Cycling through one of the poorer quarters of Osaka, I start feeling peckish. So I park my bike in one of the rundown shopping arcades that crisscross this working-class city and duck, almost at random, into a cheap eatery. The ancient proprietress waves me to the counter and, without even asking, serves me something delicious, porky and garlicky. She spreads something out on a black plate polka-dotted with curlicues of spring onion and surmounted by a raw egg. It is (insert flavor) and (insert texture) and (insert local cultural history) … etc., etc.

OK, that’s all a lie. I’m actually describing a polka-dotted jacket in a secondhand clothes shop called Free Box. I’ve just transposed the garment into a dish. Artistic license. I’ve done it, and I’m coming clean about it now because this is the way I’d love to start a new food column in The Japan Times, if they were kind enough to ask me to write one. It’s how I’d start if I loved stopping for cheap food as much as I love shopping for secondhand clothes.

They do have something in common. I’d probably pay the same for my notional cheap eat (about ¥500) as I did for the dotted jacket. The same sort of ancient shōtengai (shopping street) lady — they all seem to be about 85 — would probably sell me the dish. And I’d leave the place delighted to confirm my basic bias: that the cheapest things — working-class things — are sometimes the very best life has to offer.

The guiding philosophy of my new food column in The Japan Times (if I lucked into one) would be that the food which makes it out of “Japan’s kitchen” and goes global — savory okonomiyaki pancakes, takoyaki octopus dumplings, super-garlicky ramen — is usually working-class street food. Unpretentious, delicious, scoffed down in joints where you pay for food through a vending machine, then face the wall when it arrives, slurp loudly and wipe your mouth with a toilet roll. Given the chance, I’d explore back alleys where gimlet-eyed men in baggy carpenter pants glance up from enormous bowls, surprised to see a foreigner. I’d shop at garish supermarket chain Tamade. And at some point I’d probably head to Osaka’s Korean district and rhapsodise about the cheap eats in the market.

And I will do all that, I promise. Just as soon as I learn to love eating.

The truth is, I have some weird psychological or cultural blockage about food, some semi-anorexic or post-Calvinist resentment about needing to eat at all. If I could suck astronaut food out of aluminum tubes, I would. (Actually, you can buy astronaut food-tubes in the local convenience stores. They’re color-coded for protein, carbohydrates, vitamins, energy. I suck them while cycling — maybe I’ll do a piece on them one day.)

Lunch for me is always the same: leftover rice, a can of chick peas — which are not easy to find here in Japan — and a sachet of precooked chicken curry from Thailand. I microwave the spicy mush and bolt it down.

But I want to relish food, I really do. Under the inner puritan there’s a sensualist, an aesthete. There’s a potential fat man in the thin man, and he’s potentially happy.
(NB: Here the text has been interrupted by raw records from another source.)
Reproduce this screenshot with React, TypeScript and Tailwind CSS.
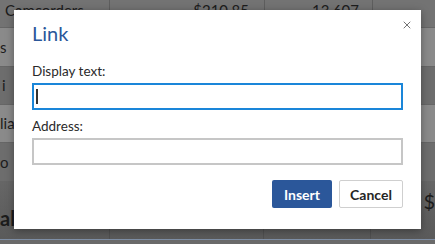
import { X } from "lucide-react";

const rows = [
  { h: "h-[28px]", bg: "bg-[#737373]", cells: ["Camcorders", "$210.85", "13,607"], pad: "pl-[5px]", align: "items-start pt-[2px] leading-[16px]" },
  { h: "h-[39px]", bg: "bg-[#8a8a8a]", cells: ["s", "", ""], pad: "pl-0", align: "items-center" },
  { h: "h-[38px]", bg: "bg-[#6d6d6d]", cells: ["i", "", ""], pad: "pl-[2px]", align: "items-center" },
  { h: "h-[38px]", bg: "bg-[#8a8a8a]", cells: ["lia", "", ""], pad: "pl-0", align: "items-center" },
  { h: "h-[39px]", bg: "bg-[#6d6d6d]", cells: ["o", "", ""], pad: "pl-0", align: "items-center" },
];

function Sheet() {
  return (
    <div className="w-[435px] h-[244px] bg-[#6a6a6a] text-[#1c1c1c] font-['Segoe_UI',Lato,sans-serif] text-[15px]">
      {rows.map((r, i) => (
        <div key={i} className={`flex ${r.h} ${r.bg} border-b border-[#666]`}>
          <div className={`w-[110px] flex whitespace-nowrap border-r border-[#5e5e5e] ${r.pad} ${r.align}`}>
            {r.cells[0]}
          </div>
          <div className={`w-[155px] flex justify-end pr-[15px] border-r border-[#5e5e5e] ${r.align}`}>{r.cells[1]}</div>
          <div className={`w-[108px] flex justify-end pr-[13px] border-r border-[#5e5e5e] ${r.align}`}>{r.cells[2]}</div>
          <div className="flex-1" />
        </div>
      ))}
      <div className="flex h-[58px] bg-gradient-to-b from-[#666] to-[#5a5a5a] border-b border-[#7f8fa6]">
        <div className="w-[110px] flex items-center whitespace-nowrap pt-[14px] text-[20px] font-bold border-r border-[#505050]">
          ale
        </div>
        <div className="w-[155px] border-r border-[#505050]" />
        <div className="w-[108px] border-r border-[#505050]" />
        <div className="flex-1 flex items-start pt-[4px] pl-[52px] text-[20px]">$</div>
      </div>
    </div>
  );
}

export default function App() {
  return (
    <div className="relative w-[435px] h-[244px] overflow-hidden">
      <Sheet />
      <div className="absolute left-[14px] top-[10px] w-[407px] h-[219px] bg-white shadow-[0_2px_8px_rgba(0,0,0,0.35)] px-[18px] pt-[11px] font-['Segoe_UI',Lato,sans-serif]">
        <button className="absolute right-[6px] top-[7px] w-[16px] h-[16px] flex items-center justify-center text-[#444]">
          <X className="w-[12px] h-[12px]" strokeWidth={1.5} />
        </button>
        <h2 className="text-[20px] leading-[24px] text-[#2b579a]">Link</h2>
        <div className="mt-[16px] text-[13.5px] leading-[20px] text-[#2a2a2a]">Display text:</div>
        <div className="mt-[2px] h-[27px] border-2 border-[#1a86d9] flex items-center pl-[2px]">
          <div className="w-[2px] h-[15px] bg-[#333]" />
        </div>
        <div className="mt-[6px] text-[13.5px] leading-[20px] text-[#2a2a2a]">Address:</div>
        <div className="mt-[2px] h-[27px] border-2 border-[#c6c6c6]" />
        <div className="mt-[15px] flex justify-end gap-[7px]">
          <button className="w-[60px] h-[28px] rounded-[2px] bg-[#2b579a] text-white text-[14px] font-bold">Insert</button>
          <button className="w-[64px] h-[28px] rounded-[2px] bg-white border border-[#cfcfcf] text-[#252525] text-[14px] font-bold">Cancel</button>
        </div>
      </div>
    </div>
  );
}
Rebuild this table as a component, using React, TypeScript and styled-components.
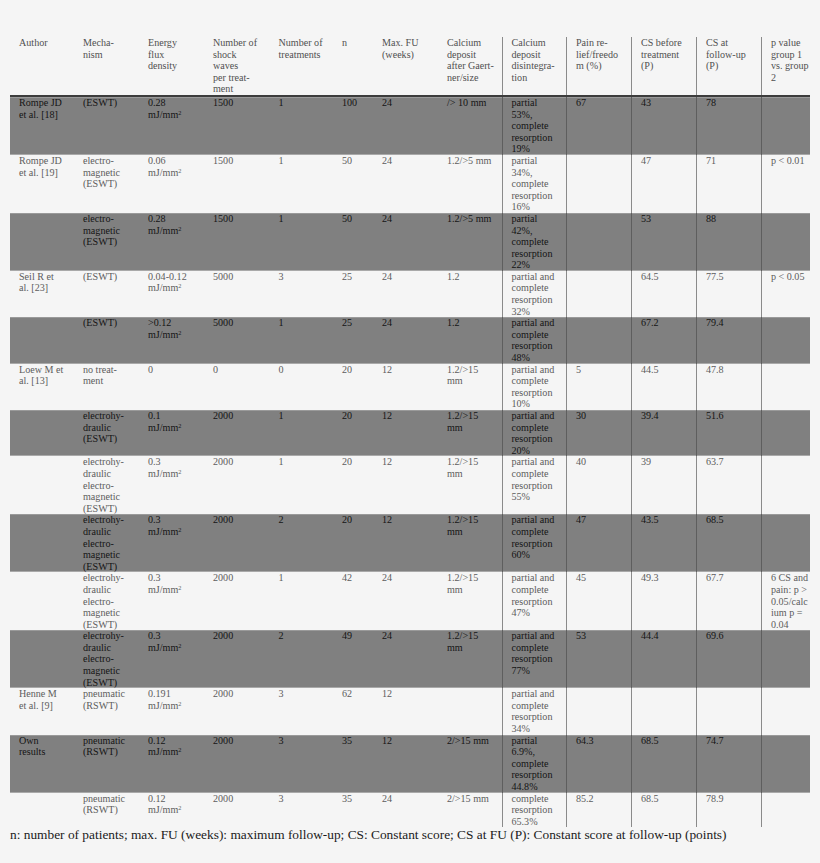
import React from "react";
import styled, { createGlobalStyle } from "styled-components";

const Global = createGlobalStyle`
  html, body { margin: 0; padding: 0; background: #f5f5f5; }
  body { font-family: "Liberation Serif", "Times New Roman", serif; }
`;

const COLS = "64px 65px 65px 65.5px 65.5px 37px 66px 64.5px 64.5px 65px 65px 65px 48px";

const Page = styled.div`
  width: 820px;
  height: 863px;
  box-sizing: border-box;
  padding: 37px 10px 0 10px;
  background: #f5f5f5;
  overflow: hidden;
`;

const Table = styled.div`
  display: flex;
  flex-direction: column;
  width: 800px;
`;

const Row = styled.div<{ $shade?: boolean; $head?: boolean }>`
  display: grid;
  grid-template-columns: ${COLS};
  background: ${(p) => (p.$shade ? "#808080" : "transparent")};
  color: ${(p) => (p.$shade ? "#141414" : p.$head ? "#505050" : "#5c5c5c")};
  border-bottom: ${(p) => (p.$head ? "2px solid #3c3c3c" : "0")};
  box-shadow: ${(p) => (p.$shade ? "inset 0 -1px 0 #a9a9a9, inset 0 1px 0 #9a9a9a" : "none")};
`;

const Cell = styled.div<{ $line?: boolean; $shade?: boolean; $pad?: number }>`
  box-sizing: border-box;
  padding-left: ${(p) => p.$pad ?? 9}px;
  font-size: 10.1px;
  line-height: 11.6px;
  white-space: nowrap;
  border-left: ${(p) =>
    p.$line ? `1px solid ${p.$shade ? "#5e5e5e" : "#8a8a8a"}` : "0"};
  ${(p) => (p.$line ? "margin-left: -1px;" : "")}
`;

const Line = styled.div``;

const Sup = styled.sup`
  font-size: 0.62em;
  line-height: 0;
  vertical-align: 0.45em;
`;

const Footer = styled.div`
  font-size: 13.36px;
  line-height: 15px;
  color: #1a1a1a;
  white-space: nowrap;
`;

type C = string[];
const MJ = "__MJ__";

const header: C[] = [
  ["Author"],
  ["Mecha-", "nism"],
  ["Energy", "flux", "density"],
  ["Number of", "shock", "waves", "per treat-", "ment"],
  ["Number of", "treatments"],
  ["n"],
  ["Max. FU", "(weeks)"],
  ["Calcium", "deposit", "after Gaert-", "ner/size"],
  ["Calcium", "deposit", "disintegra-", "tion"],
  ["Pain re-", "lief/freedo", "m (%)"],
  ["CS before", "treatment", "(P)"],
  ["CS at", "follow-up", "(P)"],
  ["p value", "group 1", "vs. group", "2"],
];

const ehd = ["electrohy-", "draulic", "electro-", "magnetic", "(ESWT)"];
const pac = (v: string) => ["partial and", "complete", "resorption", v];

const rows: { shade: boolean; cells: C[] }[] = [
  {
    shade: true,
    cells: [["Rompe JD", "et al. [18]"], ["(ESWT)"], ["0.28", MJ], ["1500"], ["1"], ["100"], ["24"], ["/> 10 mm"],
      ["partial", "53%,", "complete", "resorption", "19%"], ["67"], ["43"], ["78"], []],
  },
  {
    shade: false,
    cells: [["Rompe JD", "et al. [19]"], ["electro-", "magnetic", "(ESWT)"], ["0.06", MJ], ["1500"], ["1"], ["50"], ["24"], ["1.2/>5 mm"],
      ["partial", "34%,", "complete", "resorption", "16%"], [], ["47"], ["71"], ["p < 0.01"]],
  },
  {
    shade: true,
    cells: [[], ["electro-", "magnetic", "(ESWT)"], ["0.28", MJ], ["1500"], ["1"], ["50"], ["24"], ["1.2/>5 mm"],
      ["partial", "42%,", "complete", "resorption", "22%"], [], ["53"], ["88"], []],
  },
  {
    shade: false,
    cells: [["Seil R et", "al. [23]"], ["(ESWT)"], ["0.04-0.12", MJ], ["5000"], ["3"], ["25"], ["24"], ["1.2"],
      pac("32%"), [], ["64.5"], ["77.5"], ["p < 0.05"]],
  },
  {
    shade: true,
    cells: [[], ["(ESWT)"], [">0.12", MJ], ["5000"], ["1"], ["25"], ["24"], ["1.2"],
      pac("48%"), [], ["67.2"], ["79.4"], []],
  },
  {
    shade: false,
    cells: [["Loew M et", "al. [13]"], ["no treat-", "ment"], ["0"], ["0"], ["0"], ["20"], ["12"], ["1.2/>15", "mm"],
      pac("10%"), ["5"], ["44.5"], ["47.8"], []],
  },
  {
    shade: true,
    cells: [[], ["electrohy-", "draulic", "(ESWT)"], ["0.1", MJ], ["2000"], ["1"], ["20"], ["12"], ["1.2/>15", "mm"],
      pac("20%"), ["30"], ["39.4"], ["51.6"], []],
  },
  {
    shade: false,
    cells: [[], ehd, ["0.3", MJ], ["2000"], ["1"], ["20"], ["12"], ["1.2/>15", "mm"],
      pac("55%"), ["40"], ["39"], ["63.7"], []],
  },
  {
    shade: true,
    cells: [[], ehd, ["0.3", MJ], ["2000"], ["2"], ["20"], ["12"], ["1.2/>15", "mm"],
      pac("60%"), ["47"], ["43.5"], ["68.5"], []],
  },
  {
    shade: false,
    cells: [[], ehd, ["0.3", MJ], ["2000"], ["1"], ["42"], ["24"], ["1.2/>15", "mm"],
      pac("47%"), ["45"], ["49.3"], ["67.7"], ["6 CS and", "pain: p >", "0.05/calc", "ium p =", "0.04"]],
  },
  {
    shade: true,
    cells: [[], ehd, ["0.3", MJ], ["2000"], ["2"], ["49"], ["24"], ["1.2/>15", "mm"],
      pac("77%"), ["53"], ["44.4"], ["69.6"], []],
  },
  {
    shade: false,
    cells: [["Henne M", "et al. [9]"], ["pneumatic", "(RSWT)"], ["0.191", MJ], ["2000"], ["3"], ["62"], ["12"], [],
      pac("34%"), [], [], [], []],
  },
  {
    shade: true,
    cells: [["Own", "results"], ["pneumatic", "(RSWT)"], ["0.12", MJ], ["2000"], ["3"], ["35"], ["12"], ["2/>15 mm"],
      ["partial", "6.9%,", "complete", "resorption", "44.8%"], ["64.3"], ["68.5"], ["74.7"], []],
  },
  {
    shade: false,
    cells: [[], ["pneumatic", "(RSWT)"], ["0.12", MJ], ["2000"], ["3"], ["35"], ["24"], ["2/>15 mm"],
      ["complete", "resorption", "65.3%"], ["85.2"], ["68.5"], ["78.9"], []],
  },
];

const LINED = new Set([8, 9, 10, 11, 12]);
const padFor = (i: number) => (i === 5 ? 7 : i === 6 ? 10 : 9);

const renderLines = (lines: C) =>
  lines.map((l, k) =>
    l === MJ ? (
      <Line key={k}>
        mJ/mm<Sup>2</Sup>
      </Line>
    ) : (
      <Line key={k}>{l}</Line>
    )
  );

export default function App() {
  return (
    <Page>
      <Global />
      <Table>
        <Row $head>
          {header.map((c, i) => (
            <Cell key={i} $line={LINED.has(i)} $pad={padFor(i)}>
              {renderLines(c)}
            </Cell>
          ))}
        </Row>
        {rows.map((r, ri) => (
          <Row key={ri} $shade={r.shade}>
            {r.cells.map((c, i) => (
              <Cell key={i} $line={LINED.has(i)} $shade={r.shade} $pad={padFor(i)}>
                {renderLines(c)}
              </Cell>
            ))}
          </Row>
        ))}
      </Table>
      <Footer>
        n: number of patients; max. FU (weeks): maximum follow-up; CS: Constant score; CS at FU (P): Constant score at follow-up (points)
      </Footer>
    </Page>
  );
}
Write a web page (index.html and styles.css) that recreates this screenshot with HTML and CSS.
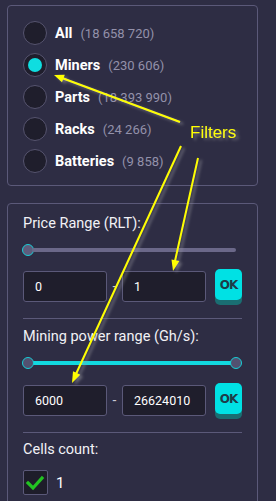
FILE: index.html
```html
<!DOCTYPE HTML><html>
<head>
  <meta name="viewport" content="width=device-width, initial-scale=1">
  <link rel="stylesheet" href="styles.css">
</head>
<body>

  <!-- item type -->
  <div class="panel types">
    <label class="radio-row"><span class="radio"></span><span class="name">All</span><span class="count">(18 658 720)</span></label>
    <label class="radio-row"><span class="radio on"></span><span class="name">Miners</span><span class="count">(230 606)</span></label>
    <label class="radio-row"><span class="radio"></span><span class="name">Parts</span><span class="count">(18 393 990)</span></label>
    <label class="radio-row"><span class="radio"></span><span class="name">Racks</span><span class="count">(24 266)</span></label>
    <label class="radio-row"><span class="radio"></span><span class="name">Batteries</span><span class="count">(9 858)</span></label>
  </div>

  <!-- ranges -->
  <div class="panel filters">
    <div class="label">Price Range (RLT):</div>
    <div class="slider price"><span class="thumb"></span><span class="bar"></span></div>
    <div class="range-row">
      <input class="field" type="text" value="0" readonly>
      <span class="dash">-</span>
      <input class="field" type="text" value="1" readonly>
      <button class="ok">OK</button>
    </div>

    <hr class="sep">

    <div class="label">Mining power range (Gh/s):</div>
    <div class="slider power"><span class="thumb"></span><span class="bar"></span><span class="thumb"></span></div>
    <div class="range-row">
      <input class="field" type="text" value="6000" readonly>
      <span class="dash">-</span>
      <input class="field" type="text" value="26624010" readonly>
      <button class="ok">OK</button>
    </div>

    <hr class="sep">

    <div class="label cells">Cells count:</div>
    <label class="check-row">
      <span class="check"><svg width="23" height="23" viewBox="0 0 23 23"><polyline points="4,12 9,17 18,7" fill="none" stroke="#22c322" stroke-width="3.2" stroke-linecap="square"/></svg></span>
      <span>1</span>
    </label>
  </div>

  <!-- annotation drawn over the screenshot -->
  <svg class="notes" width="276" height="501" viewBox="0 0 276 501">
    <defs>
      <filter id="shade" x="-20%" y="-20%" width="140%" height="140%">
        <feDropShadow dx="3" dy="2" stdDeviation="1.8" flood-color="#9a9aa0" flood-opacity="0.55"/>
      </filter>
    </defs>
    <g filter="url(#shade)" stroke="#ffff00" stroke-width="2" fill="#ffff00">
      <line x1="180" y1="122" x2="62" y2="78"/>
      <polygon points="54,75 62,82.2 64.8,74.8" stroke="none"/>
      <line x1="181" y1="146" x2="76" y2="374"/>
      <polygon points="72,383 80.2,374.7 73,371.3" stroke="none"/>
      <line x1="198" y1="158" x2="175" y2="261"/>
      <polygon points="173,271 179.3,261.1 171.5,259.4" stroke="none"/>
      <text x="190" y="138" stroke="none" class="note-text">Filters</text>
    </g>
  </svg>

</body>
</html>
```

FILE: styles.css
```css
html {font-family: Roboto, "Liberation Sans", sans-serif;}
body {margin: 0; background: #2e2d44; color: #fff; position: relative; height: 501px; overflow: hidden;}

.panel {margin: 5px 18px 0 7px; border: 1px solid #5b5979; border-radius: 4px;}

/* radio list */
.types {padding: 11px 15px 8px;}
.radio-row {display: flex; align-items: center; height: 32px;}
.radio {width: 24px; height: 24px; box-sizing: border-box; border: 1.5px solid #56546f; border-radius: 50%; background: #1f1e2c; margin-right: 8px; display: flex; align-items: center; justify-content: center; flex: none;}
.radio.on::after {content: ""; width: 14px; height: 14px; border-radius: 50%; background: #0fdde0;}
.name {font-weight: bold; font-size: 14.5px; margin-right: 8px;}
.count {font-size: 13px; color: #9391aa;}

/* ranges */
.filters {margin-top: 17px; padding: 12px 15px 10px;}
.label {font-size: 14.5px; line-height: 16px; color: #f2f2f6;}
.sep {border: 0; height: 1px; background: #5b5979; margin: 16px 0 0;}
.sep + .label {margin-top: 10px;}
.label.cells {margin-top: 9px;}

.slider {display: flex; align-items: center; height: 12px; margin: 12px 0 0 -1px;}
.slider.price {margin-right: 6px;}
.thumb {width: 12px; height: 12px; box-sizing: border-box; border: 1.5px solid #17cfd6; border-radius: 50%; background: #5e5c7c; flex: none;}
.bar {flex: 1; height: 4px; border-radius: 2px; background: #6b6889;}
.price .bar {margin-left: -2px;}
.power .bar {background: #12d9e0; height: 4px; margin: 0 -1px; border-radius: 0;}
.power .thumb {background: #525170; position: relative; z-index: 1;}

.range-row {display: flex; align-items: flex-start; margin-top: 15px;}
.power + .range-row {margin-top: 16px;}
.field {width: 84px; height: 31px; box-sizing: border-box; border: 1px solid #5b5979; border-radius: 3px; background: #1f1e2c; color: #fff; font-family: Roboto, sans-serif; font-size: 12.5px; padding: 0 0 0 11px; outline: none;}
.dash {width: 15px; text-align: center; line-height: 31px; font-size: 14px; color: #c8c8d4;}
.ok {margin: -2px 0 0 9px; width: 27px; height: 31px; padding: 0; border: 0; border-radius: 5px; background: #00e1e4; box-shadow: 0 5px 0 #1a6e72; color: #1d3c48; font-family: "DejaVu Sans", sans-serif; font-weight: bold; font-size: 12px; letter-spacing: -1px;}

.check-row {display: flex; align-items: center; margin-top: 12px; font-size: 15px;}
.check {width: 25px; height: 25px; box-sizing: border-box; border: 1px solid #5b5979; border-radius: 2px; background: #1e1d2a; margin-right: 8px; display: flex; align-items: center; justify-content: center;}
.check svg {display: block;}

/* annotation */
.notes {position: absolute; left: 0; top: 0; pointer-events: none;}
.note-text {font-family: "Liberation Sans", Arial, sans-serif; font-size: 17px;}
```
I’ll tell you what, Japan Times: indulge me with a food column and I’ll work these issues out, month by month. It might be interesting if I can describe it well. I’ll park my bike and really duck into some amazing Osaka eateries. We’ll discover them together.

Let’s eat cheaply, let’s eat well, let’s eat out west Japan! I’m pulling on my dotted jacket as we speak, and feeling better about life already.